Qu’en est-il de la liberté d’association ?

Sur le fond, la situation sur la liberté d’association demeure inchangée. Les autorités refusent toujours d’enregistrer certaines organisations « non-conformistes » et elles surveillent de très près toutes les tentatives d’enregistrement d’associations ou de nouveaux partis politiques.

Pour s’en rendre compte, il suffit de comparer le nombre de ces enregistrements pour mille personnes chez nous et chez nos voisins en Ukraine, en Moldavie, ou bien encore en Pologne. Au Bélarus, ce chiffre est dix fois inférieur. Cela indique clairement que les autorités freinent le processus de l’enregistrement des organisations et plus généralement la structuration de la société civile et sa reconnaissance officielle.

Et des libertés de rassemblement et d’information ?

Il en est de même pour la liberté de réunion pacifique. Dans certaines régions il est interdit d’organiser des piquets de grève et des manifestations depuis 15 ans. Ainsi, dans la région (oblast) de Grodno, où vit un million de personnes, aucun événement n’a été autorisé ces 15 dernières années. Au Bélarus, quand on autorise une manifestation, et cela n’arrive que très rarement, elle a lieu dans un endroit désert, sans passage. Mais généralement ces rassemblements ne sont tout simplement pas autorisés. Après les dernières manifestations qui ont eu lieu à Minsk pendant les élections et dont le but principal était de créer un débat autour des élections, les organisateurs ont fait l’objet de procès devant les tribunaux administratifs.

En ce qui concerne la liberté d’information, la situation n’a pas changé et reste difficile. Les autorités refusent d’enregistrer les journalistes qui travaillent pour des médias étrangers. Ainsi, ils reçoivent des amendes dès qu’ils mènent des activités journalistiques. La télé et la radio sont aussi intégralement contrôlées par l’État et ne montrent que les informations qui profitent à Loukachenko et au régime bélarusse. Depuis peu, et après quelques changements dans la législation, internet a été assimilé aux médias traditionnels. Cette loi donne au ministère de l’information tous les dispositifs pour bloquer n’importe quel site à tout moment.

La campagne électorale se déroule-t-elle dans le respect des normes internationales ?

Nous observons la campagne électorale depuis plus de deux mois. Et on peut dire qu’elle se déroule selon les anciennes règles, ce qui signifie que les élections seront très probablement truquées. Déjà à ce stade, elles ne respectent pas les normes internationales. Les violations les plus graves concernent la constitution des commissions électorales où presque aucun représentant d’organisations publiques indépendantes ou de partis politiques d’opposition n’a été autorisé. C’est le cas à Minsk par exemple, alors qu’il y a 600 commissions électorales avec plus de 6 000 membres. Cela indique clairement que le décompte des votes ne sera pas transparent. Il est donc difficile de croire que ces élections puissent être plus transparentes et plus démocratiques que les précédentes.

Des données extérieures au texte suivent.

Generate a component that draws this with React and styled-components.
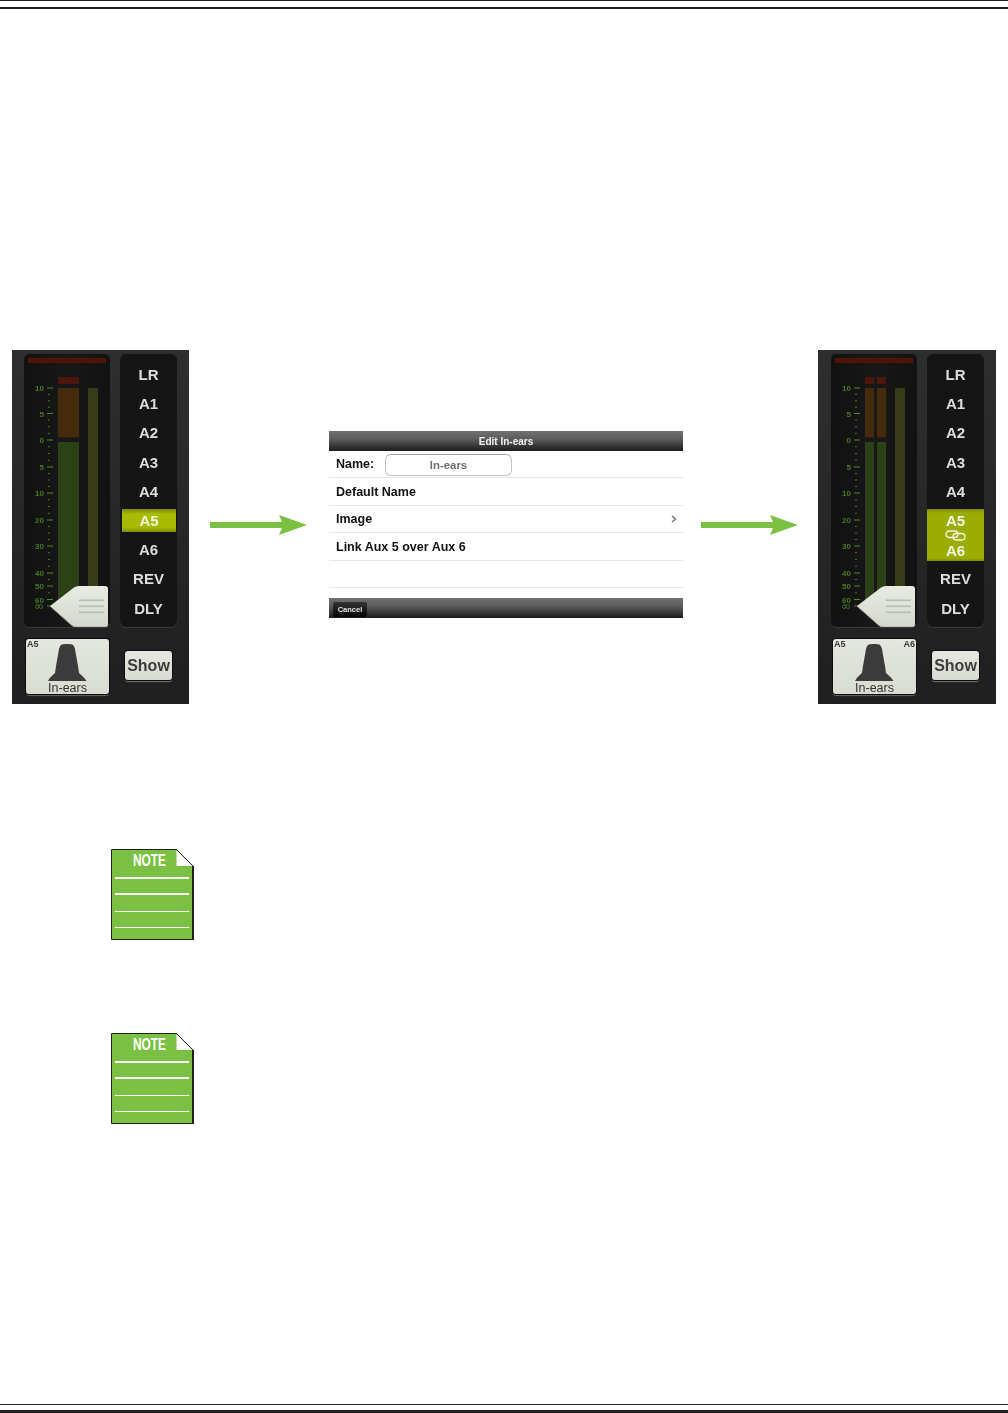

Ces dernières semaines, la question de lever les mesures restrictives de l’UE contre le Bélarus est débattue. Quelle est votre analyse ?

Il serait encore prématuré de parler de lever les sanctions imposées contre le Bélarus. La législation répressive n’a pas changé et des violations ont toujours lieu. La libération des prisonniers politiques n’est qu’une petite concession accordée par le régime. Il est très important de faire tout le nécessaire pour continuer à élargir l’espace de liberté et l’espace démocratique. Les sanctions jouent un rôle important de levier. Elles contraignent les autorités à réduire les répressions sur la société bélarusse et à maîtriser leurs pulsions autoritaires. Les sanctions doivent jouer un rôle dissuasif et il faut continuer de les utiliser comme outils de pression politique sur les autorités bélarusses, qui ne sont pas encore prêtes à procéder à de vastes réformes démocratiques dans le pays. Il faut œuvrer pour mettre ces réformes en place, pour élargir l’espace de liberté et faire baisser le niveau de peur dans notre société.